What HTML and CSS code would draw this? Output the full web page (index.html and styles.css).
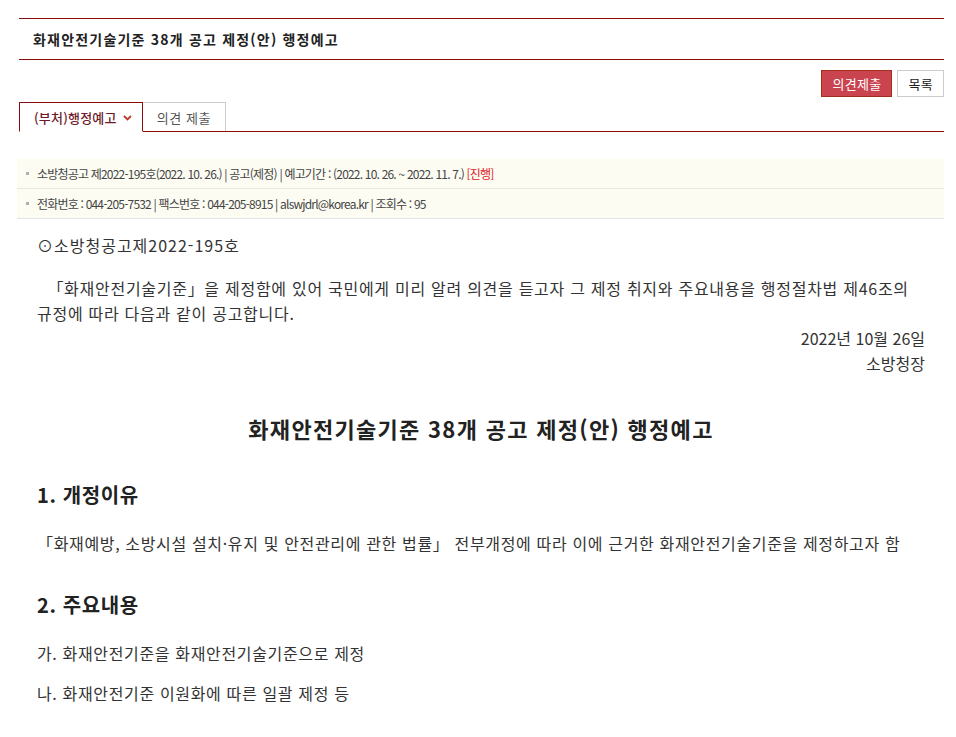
FILE: index.html
```html
<!DOCTYPE html>
<html lang="ko">
<head>
    <meta charset="UTF-8">
    <meta name="viewport" content="width=device-width, initial-scale=1.0">
    <title>화재안전기술기준 38개 공고 제정(안) 행정예고</title>
    <link rel="stylesheet" href="styles.css">
</head>
<body>
<div class="wrap">

    <div class="view-title">화재안전기술기준 38개 공고 제정(안) 행정예고</div>

    <div class="btn-row">
        <a class="btn btn-red" href="#">의견제출</a>
        <a class="btn btn-white" href="#">목록</a>
    </div>

    <div class="tabs">
        <a class="tab active" href="#">(부처)행정예고
            <svg class="chev" width="9" height="6" viewBox="0 0 9 6"><path d="M1 1 L4.5 4.5 L8 1" fill="none" stroke="#c0392b" stroke-width="1.8"/></svg>
        </a>
        <a class="tab" href="#">의견 제출</a>
    </div>

    <div class="info">
        <div class="info-row">소방청공고 제2022-195호(2022. 10. 26.) | 공고(제정) | 예고기간 : (2022. 10. 26. ~ 2022. 11. 7.) <span class="status">[진행]</span></div>
        <div class="info-row">전화번호 : 044-205-7532 | 팩스번호 : 044-205-8915 | alswjdrl@korea.kr | 조회수 : 95</div>
    </div>

    <div class="content">
        <p class="notice-no">⊙소방청공고제2022-195호</p>
        <p class="lead">&nbsp;&nbsp;「화재안전기술기준」을 제정함에 있어 국민에게 미리 알려 의견을 듣고자 그 제정 취지와 주요내용을 행정절차법 제46조의 규정에 따라 다음과 같이 공고합니다.</p>
        <p class="sign">2022년 10월 26일</p>
        <p class="sign">소방청장</p>

        <h2 class="doc-title">화재안전기술기준 38개 공고 제정(안) 행정예고</h2>

        <h3 class="sec">1. 개정이유</h3>
        <p class="body-text">「화재예방, 소방시설 설치·유지 및 안전관리에 관한 법률」 전부개정에 따라 이에 근거한 화재안전기술기준을 제정하고자 함</p>

        <h3 class="sec">2. 주요내용</h3>
        <p class="body-text">가. 화재안전기준을 화재안전기술기준으로 제정</p>
        <p class="body-text">나. 화재안전기준 이원화에 따른 일괄 제정 등</p>
    </div>

</div>
</body>
</html>
```

FILE: styles.css
```css
body {
    margin: 0;
    font-family: "Noto Sans CJK KR", "Noto Sans", sans-serif;
    color: #333;
    background: #fff;
}
a {
    text-decoration: none;
}
.wrap {
    width: 925px;
    margin-left: 19px;
    padding-top: 18px;
}
.view-title {
    border-top: 1px solid #8b0c0c;
    border-bottom: 1px solid #8b0c0c;
    height: 40px;
    line-height: 40px;
    padding-left: 14px;
    font-size: 14px;
    font-weight: bold;
    color: #222;
    letter-spacing: 1.2px;
}
.btn-row {
    display: flex;
    justify-content: flex-end;
    gap: 5px;
    margin-top: 10px;
}
.btn {
    display: block;
    height: 25px;
    line-height: 25px;
    font-size: 13px;
    letter-spacing: 0.3px;
}
.btn-red {
    padding: 0 10px;
    background: #c9444f;
    border: 1px solid #a0301c;
    color: #fff;
}
.btn-white {
    padding: 0 10px;
    background: #fff;
    border: 1px solid #ccc;
    color: #222;
}
.tabs {
    display: flex;
    margin-top: 5px;
    border-bottom: 1px solid #8b0c0c;
}
.tab {
    display: flex;
    align-items: center;
    gap: 6px;
    height: 28px;
    padding: 0 14px;
    font-size: 13px;
    color: #555;
    border: 1px solid #ccc;
    border-bottom: none;
    border-left: none;
    letter-spacing: 0.6px;
}
.tab.active {
    color: #6e1a2a;
    border: 1px solid #8b0c0c;
    border-bottom: 1px solid #fff;
    margin-bottom: -1px;
    padding: 0 10px 0 14px;
    font-weight: 500;
    letter-spacing: 0.2px;
}
.chev {
    margin-top: 1px;
}
.info {
    margin-top: 27px;
    margin-left: -2px;
    border-bottom: 1px solid #e3e3e3;
}
.info-row {
    background: #fcfcf3;
    height: 29px;
    line-height: 29px;
    font-size: 12px;
    color: #444;
    padding-left: 20px;
    position: relative;
    letter-spacing: -0.8px;
}
.info-row + .info-row {
    border-top: 1px solid #e8e8e0;
}
.info-row::before {
    content: "";
    position: absolute;
    left: 9px;
    top: 13px;
    width: 3px;
    height: 3px;
    background: #b0b0b0;
}
.status {
    color: #e0161c;
}
.content {
    padding: 0 19px 0 18px;
    font-size: 16px;
    color: #333;
}
.content p {
    margin: 0;
}
.notice-no {
    margin-top: 14px !important;
    line-height: 25px;
    letter-spacing: 1px;
}
.lead {
    margin-top: 18px !important;
    line-height: 25px;
    letter-spacing: 0.72px;
}
.sign {
    text-align: right;
    line-height: 25px;
}
.doc-title {
    text-align: center;
    font-size: 22px;
    font-weight: bold;
    color: #222;
    margin: 37px 0 0;
    line-height: 30px;
    letter-spacing: 1.3px;
}
.sec {
    font-size: 20px;
    font-weight: bold;
    color: #222;
    margin: 39px 0 0;
    line-height: 26px;
    letter-spacing: 0.6px;
}
.body-text {
    line-height: 24px;
    color: #333;
    letter-spacing: 0.65px;
}
.sec + .body-text {
    margin-top: 23px !important;
}
.body-text + .sec {
    margin-top: 37px;
}
.body-text + .body-text {
    margin-top: 16px !important;
}
```
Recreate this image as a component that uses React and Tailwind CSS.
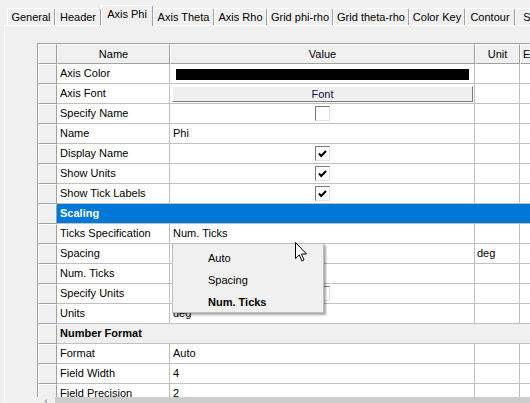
import React from 'react';

const tabs = [
  { label: 'General', w: 48 },
  { label: 'Header', w: 46 },
  { label: 'Axis Phi', w: 52, active: true },
  { label: 'Axis Theta', w: 61 },
  { label: 'Axis Rho', w: 53 },
  { label: 'Grid phi-rho', w: 66 },
  { label: 'Grid theta-rho', w: 76 },
  { label: 'Color Key', w: 56 },
  { label: 'Contour', w: 50 },
  { label: 'Su', w: 30 },
];

const rows = [
  { name: 'Axis Color', kind: 'color' },
  { name: 'Axis Font', kind: 'button' },
  { name: 'Specify Name', kind: 'check', checked: false },
  { name: 'Name', kind: 'text', value: 'Phi' },
  { name: 'Display Name', kind: 'check', checked: true },
  { name: 'Show Units', kind: 'check', checked: true },
  { name: 'Show Tick Labels', kind: 'check', checked: true },
  { name: 'Scaling', kind: 'blue' },
  { name: 'Ticks Specification', kind: 'text', value: 'Num. Ticks' },
  { name: 'Spacing', kind: 'text', value: '', unit: 'deg' },
  { name: 'Num. Ticks', kind: 'text', value: '' },
  { name: 'Specify Units', kind: 'check', checked: false },
  { name: 'Units', kind: 'text', value: 'deg' },
  { name: 'Number Format', kind: 'gray' },
  { name: 'Format', kind: 'text', value: 'Auto' },
  { name: 'Field Width', kind: 'text', value: '4' },
  { name: 'Field Precision', kind: 'text', value: '2' },
];

function Checkbox({ checked }) {
  return (
    <div className="w-[15px] h-[15px] bg-white border-t border-l border-[#7a7a7a] border-r border-b border-r-[#e3e3e3] border-b-[#e3e3e3] flex items-center justify-center">
      {checked && (
        <svg width="9" height="8" viewBox="0 0 9 8">
          <path d="M1 3.5 L3.2 6 L8 1" stroke="#000" strokeWidth="2" fill="none" />
        </svg>
      )}
    </div>
  );
}

function RowHead() {
  return (
    <div className="w-[19px] shrink-0 h-full bg-[#f0f0f0] border-t border-l border-white border-r border-b border-r-[#a0a0a0] border-b-[#a0a0a0]" />
  );
}

function Row({ row }) {
  if (row.kind === 'blue' || row.kind === 'gray') {
    return (
      <div className="flex h-[20px]">
        <RowHead />
        <div
          className={
            row.kind === 'blue'
              ? 'flex-1 bg-[#0078d7] text-white font-bold pl-[3px] flex items-center border-b border-[#c0c0c0]'
              : 'flex-1 bg-[#f0f0f0] text-black font-bold pl-[3px] flex items-center border-b border-[#c0c0c0]'
          }
        >
          {row.name}
        </div>
      </div>
    );
  }

  let value = null;
  if (row.kind === 'color') {
    value = <div className="ml-[6px] mr-[5px] mt-[5px] h-[11px] bg-black" />;
  } else if (row.kind === 'button') {
    value = (
      <div className="ml-[2px] mr-[1px] mt-[2px] h-[16px] bg-[#efefef] border-t border-l border-white border-r border-b border-r-[#7a7a7a] border-b-[#7a7a7a] flex items-center justify-center text-[#101040]">
        Font
      </div>
    );
  } else if (row.kind === 'check') {
    value = (
      <div className="flex justify-center pt-[2px]">
        <Checkbox checked={row.checked} />
      </div>
    );
  } else {
    value = <div className="pl-[3px] h-full flex items-center">{row.value}</div>;
  }

  return (
    <div className="flex h-[20px]">
      <RowHead />
      <div className="w-[113px] shrink-0 h-full border-r border-b border-[#c0c0c0] bg-white pl-[3px] flex items-center">
        {row.name}
      </div>
      <div className="w-[305px] shrink-0 h-full border-r border-b border-[#c0c0c0] bg-white">{value}</div>
      <div className="w-[45px] shrink-0 h-full border-r border-b border-[#c0c0c0] bg-white pl-[2px] flex items-center">
        {row.unit}
      </div>
      <div className="w-[60px] shrink-0 h-full border-r border-b border-[#c0c0c0] bg-white" />
    </div>
  );
}

function HeaderCell({ w, children }) {
  return (
    <div
      className={`${w} shrink-0 h-full bg-[#f0f0f0] border-t border-l border-white border-r border-b border-r-[#a0a0a0] border-b-[#a0a0a0] flex items-center justify-center`}
    >
      {children}
    </div>
  );
}

export default function App() {
  return (
    <div className="relative w-[530px] h-[403px] overflow-hidden bg-[#f0f0f0] text-[11px] text-black font-['Liberation_Sans',Arial,sans-serif]">
      {/* Tabs */}
      <div className="flex items-end h-[26px] pl-[7px] pt-[5px]">
        {tabs.map(t => (
          <div
            key={t.label}
            style={{ width: t.w }}
            className={
              t.active
                ? 'shrink-0 h-[21px] bg-[#f0f0f0] border-t border-l border-white border-r border-r-[#a0a0a0] rounded-t-[2px] flex items-center justify-center relative z-10 pb-[3px]'
                : 'shrink-0 h-[17px] mb-[1px] bg-[#f0f0f0] border-t border-l border-white border-r border-r-[#a0a0a0] rounded-t-[2px] flex items-center justify-center whitespace-nowrap overflow-hidden'
            }
          >
            <span className="whitespace-nowrap">{t.label}</span>
          </div>
        ))}
      </div>

      {/* Panel */}
      <div className="ml-[4px] -mt-[1px] border-t border-l border-white h-[380px] pl-[32px] pt-[17px]">
        <div className="border-t border-l border-[#a0a0a0] w-[600px] h-[354px] overflow-hidden">
          <div className="flex h-[20px]">
            <HeaderCell w="w-[19px]" />
            <HeaderCell w="w-[113px]">Name</HeaderCell>
            <HeaderCell w="w-[305px]">Value</HeaderCell>
            <HeaderCell w="w-[45px]">Unit</HeaderCell>
            <div className="w-[60px] shrink-0 h-full bg-[#f0f0f0] border-t border-l border-white border-r border-b border-r-[#a0a0a0] border-b-[#a0a0a0] pl-[2px] flex items-center">
              E
            </div>
          </div>
          {rows.map(r => (
            <Row key={r.name} row={r} />
          ))}
        </div>
        {/* horizontal scrollbar */}
        <div className="flex h-[8px] w-[600px]">
          <div className="w-[18px] h-full bg-[#f0f0f0] flex items-start justify-center text-[#606060] leading-none text-[9px]">‹</div>
          <div className="flex-1 h-full bg-[#cdcdcd]" />
        </div>
      </div>

      {/* Dropdown popup */}
      <div className="absolute left-[172px] top-[243px] w-[152px] h-[70px] bg-[#f0f0f0] border border-[#bdbdbd] shadow-[2px_2px_2px_rgba(0,0,0,0.35)] pt-[3px]">
        <div className="h-[22px] pl-[35px] flex items-center">Auto</div>
        <div className="h-[22px] pl-[35px] flex items-center">Spacing</div>
        <div className="h-[22px] pl-[35px] flex items-center font-bold">Num. Ticks</div>
      </div>

      {/* Mouse cursor */}
      <svg className="absolute left-[295px] top-[242px]" width="13" height="21" viewBox="0 0 13 21">
        <path d="M0.5 0.5 L0.5 16.5 L4.3 12.8 L6.8 18.8 L9 17.9 L6.5 12 L11.5 12 Z" fill="#fff" stroke="#000" strokeWidth="1" />
      </svg>
    </div>
  );
}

◆ ◆ ◆ ◆ ◆

• Directions: Within the listing above, work out how many lines contain the string "React", and reply with that number only.

• Full output: 2